Pendant près d’un demi-siècle, les musiciens conviés aux sessions sont priés d’exécuter  » à la virgule près  » les instructions calibrées de la partition. Dans un contexte où un Eddie Barclay donne aux arrangeurs des moyens  » sans limite « , précise l’auteur,  » y compris si la demande est d’avoir un grand orchestre « . Et puis, à la fin des années 1970 et en début de décennie suivante, s’impose un nouveau et double phénomène. La nature des arrangements change au fur et à mesure de la popularisation des synthés : ceux-ci remplacent cordes ou cuivres et attestent de productions moins charnelles. A l’opposé, de nouveaux interprètes, tels Cabrel ou Lavilliers, travaillent avec une génération d’instrumentistes refusant de jouer aux singes savants.  » L’arrangeur traditionnel est mort « , jette Serge Elhaïk, citant le cas de Jean-Claude Petit, arrangeur de centaines de disques, notamment le merveilleux Terre de France de Julien Clerc, puis  » mis au chômage  » par le chanteur .
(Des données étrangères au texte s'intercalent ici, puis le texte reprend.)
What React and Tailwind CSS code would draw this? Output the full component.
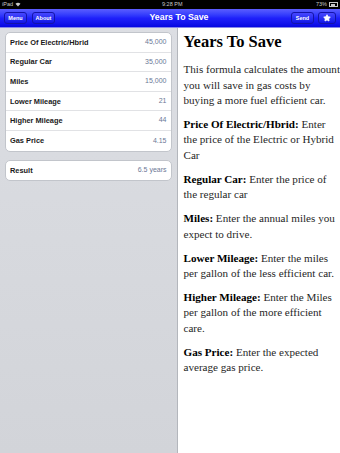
import { Star } from 'lucide-react'

const fields = [
  ['Price Of Electric/Hbrid', '45,000'],
  ['Regular Car', '35,000'],
  ['Miles', '15,000'],
  ['Lower Mileage', '21'],
  ['Higher Mileage', '44'],
  ['Gas Price', '4.15'],
]

const help = [
  ['Price Of Electric/Hbrid:', ['Enter', 'the price of the Electric or Hybrid', 'Car']],
  ['Regular Car:', ['Enter the price of', 'the regular car']],
  ['Miles:', ['Enter the annual miles you', 'expect to drive.']],
  ['Lower Mileage:', ['Enter the miles', 'per gallon of the less efficient car.']],
  ['Higher Mileage:', ['Enter the Miles', 'per gallon of the more efficient', 'care.']],
  ['Gas Price:', ['Enter the expected', 'average gas price.']],
]

function BarButton({ children, className = '' }) {
  return (
    <div
      className={`h-[12px] flex items-center justify-center rounded-[3px] border border-[#1414a8] bg-gradient-to-b from-[#4646ff] to-[#1010e6] text-white text-[5.5px] font-bold ${className}`}
    >
      {children}
    </div>
  )
}

function Row({ label, value, last }) {
  return (
    <div className={`h-[19.6px] flex items-center justify-between px-[4px] ${last ? '' : 'border-b border-[#e1e2e5]'}`}>
      <span className="text-[7.4px] font-bold text-[#1a1a1a]">{label}</span>
      <span className="text-[7px] text-[#6b7896]">{value}</span>
    </div>
  )
}

export default function App() {
  return (
    <div className="w-[340px] h-[453px] flex flex-col overflow-hidden" style={{ fontFamily: '"Liberation Sans", Arial, sans-serif' }}>
      {/* status bar */}
      <div className="h-[9px] bg-black flex items-center justify-between px-[2px] text-[5.5px] text-[#c8c8c8] relative">
        <div className="flex items-center gap-[2px]">
          <span>iPad</span>
          <svg width="6" height="5" viewBox="0 0 12 10">
            <path d="M6 9 L1 3.5 A7.5 7.5 0 0 1 11 3.5 Z" fill="#c8c8c8" />
          </svg>
        </div>
        <span className="absolute left-[162px]">9:28 PM</span>
        <div className="flex items-center gap-[2px]">
          <span>73%</span>
          <div className="w-[9px] h-[5px] border border-[#c8c8c8] p-[0.5px] flex">
            <div className="w-[70%] bg-[#c8c8c8]" />
          </div>
        </div>
      </div>

      {/* nav bar */}
      <div className="h-[19px] bg-gradient-to-b from-[#5c5cff] via-[#2020fb] to-[#0606e2] border-b border-[#8888e8] flex items-center px-[4px] relative">
        <BarButton className="w-[23px]">Menu</BarButton>
        <BarButton className="w-[23px] ml-[5px]">About</BarButton>
        <div className="flex-1 text-center text-white font-bold text-[8.8px] pl-[12px]">Years To Save</div>
        <BarButton className="w-[23px]">Send</BarButton>
        <BarButton className="w-[18px] ml-[4px]">
          <Star className="w-[8px] h-[8px]" fill="white" strokeWidth={2} />
        </BarButton>
      </div>

      <div className="flex-1 flex">
        {/* left panel */}
        <div className="w-[178px] bg-gradient-to-b from-[#dcdee3] to-[#d2d4d9] border-r border-[#b3b6bc] px-[5px] pt-[4px]">
          <div className="bg-white rounded-[5px] border border-[#c2c5cb]">
            {fields.map(([l, v], i) => (
              <Row key={l} label={l} value={v} last={i === fields.length - 1} />
            ))}
          </div>
          <div className="bg-white rounded-[5px] border border-[#c2c5cb] mt-[8px]">
            <Row label="Result" value="6.5 years" last />
          </div>
        </div>

        {/* right panel */}
        <div
          className="flex-1 bg-white pl-[6px] pt-[4px] text-[#262626]"
          style={{ fontFamily: '"Liberation Serif", "Times New Roman", serif' }}
        >
          <h1 className="text-[16.5px] font-bold leading-[20px] text-black">Years To Save</h1>
          <p className="text-[11.1px] leading-[15.5px] mt-[10px] whitespace-nowrap">
            This formula calculates the amount
            <br />
            you will save in gas costs by
            <br />
            buying a more fuel efficient car.
          </p>
          {help.map(([title, lines]) => (
            <p key={title} className="text-[11.1px] leading-[15.5px] mt-[8.4px] whitespace-nowrap">
              <b className="text-black">{title}</b> {lines[0]}
              {lines.slice(1).map((ln) => (
                <span key={ln}>
                  <br />
                  {ln}
                </span>
              ))}
            </p>
          ))}
        </div>
      </div>
    </div>
  )
}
Petits arrangements avec les chansons

Le livre fonctionne comme un dictionnaire et un roman des possibles. Les interviews (jusqu’à 30 pages !) sont autant de récits de vies, de turbulences, d’amitiés, de réussites et de fêlures. Parmi les artistes qui comprennent l’importance du métier, Serge Gainsbourg. Sur sa route, quatre arrangeurs et autant de grands talents : Alain Goraguer, Michel Colombier, Jean-Claude Vannier et Jean-Pierre Sabard. Fameux pour une poignée de réussites gainsbourgiennes majeures – dont Histoire de Melody Nelson dont il coécrit quatre des sept titres – Vannier va réaliser ses propres disques et se produire en scène. Se servant occasionnellement d’instruments-jouets pour enfants. Histoire de dire que le monde de l’arrangement est aussi celui de rêves d’éternelle jeunesse de la chanson ? Sujet qui semble en tout cas intéresser le public : l’ouvrage a presque épuisé son premier tirage de 1 300 exemplaires, un second devant regarnir les librairies courant février.
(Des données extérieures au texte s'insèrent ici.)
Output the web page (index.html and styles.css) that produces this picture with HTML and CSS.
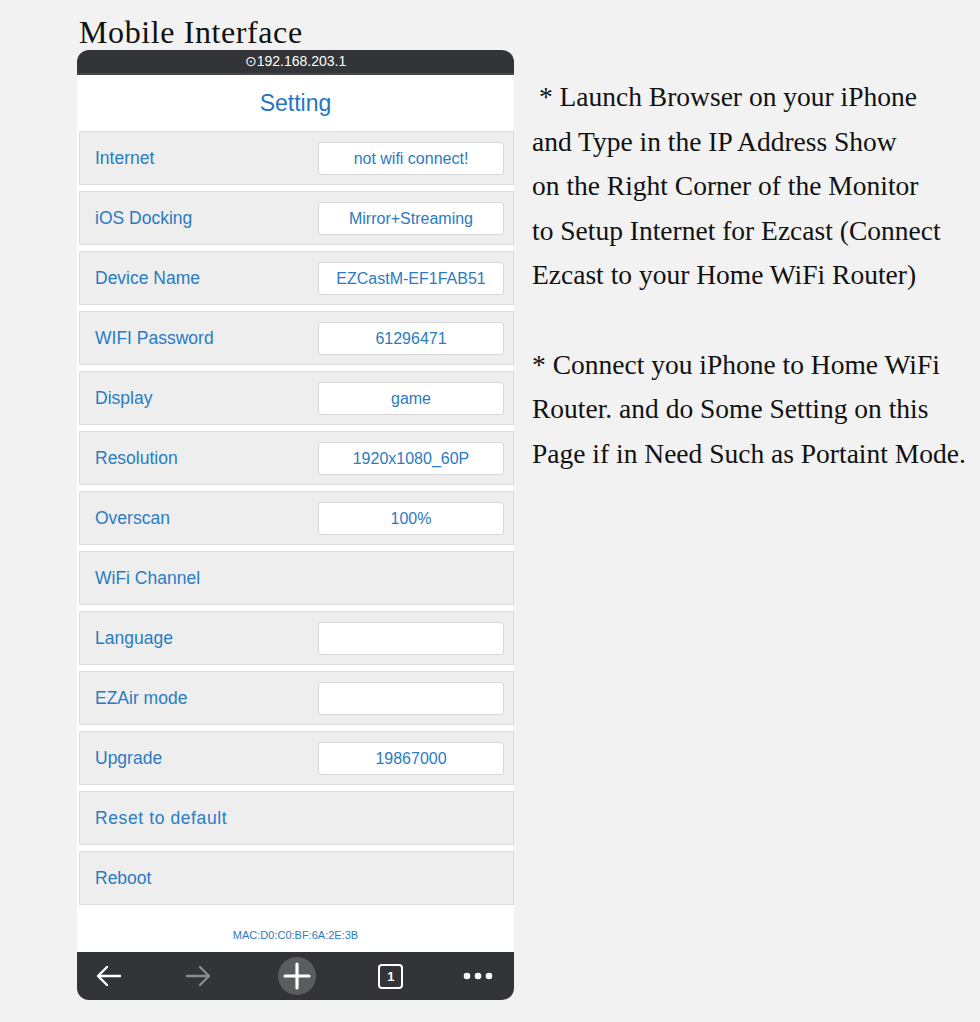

(1) Les Arrangeurs de la chanson française, par Serge Elhaïk, éd. Textuel, 2 158 p.

Cinq symboles

Non, je ne regrette rien, Edith Piaf, 1956

Charles Dumont, le compositeur, raconte à propos des arrangements de Robert Chauvigny :  » Les arrangements et les orchestrations sont parfaitement en situation, témoins du talent et de la sensibilité du musicien. Il a apporté une chose décisive dans son orchestration, car à un certain moment il a ressenti le besoin de monter d’un demi-ton l’une des notes d’un accord que j’avais primitivement écrit et qui revient souvent dans la chanson. Cette fameuse note (do dièse) fait toute la différence et a transformé la couleur musicale de Non, je ne regrette rien.  »

Mathilde, Jacques Brel, 1963

Cette chanson, l’une des préférées de Brel, montre tout l’art de l’arrangeur François Rauber qui écrit ses contrechants pour divers instruments en s’adaptant parfaitement aux paroles, sans oublier la partition de piano jouée de façon virtuose par Gérard Jouannest, le compositeur de la musique.

Requiem pour un con, Serge Gainsbourg, 1968

Musique de Serge Gainsbourg et Michel Colombier. Arrangement très avant-gardiste de ce dernier avec son beat visionnaire qui a vraiment marqué les esprits. Le remarquable Pierre-Alain Dahan est à la batterie.

C’est extra, Léo Ferré, 1969

Grand succès de 1969. L’arrangement de Jean-Michel Defaye est parfaitement original, bien adapté à la chanson, avec utilisation de l’orgue Hammond joué par Georges Arvanitas.

La Java de Broadway, Michel Sardou, 1977

L’arrangement signé Benoît Kaufman s’apparente à l’univers des comédies musicales et des grands orchestres américains qu’affectionne Sardou. Kaufman s’en donne à coeur joie avec une section de cuivres du tonnerre qui swingue formidablement.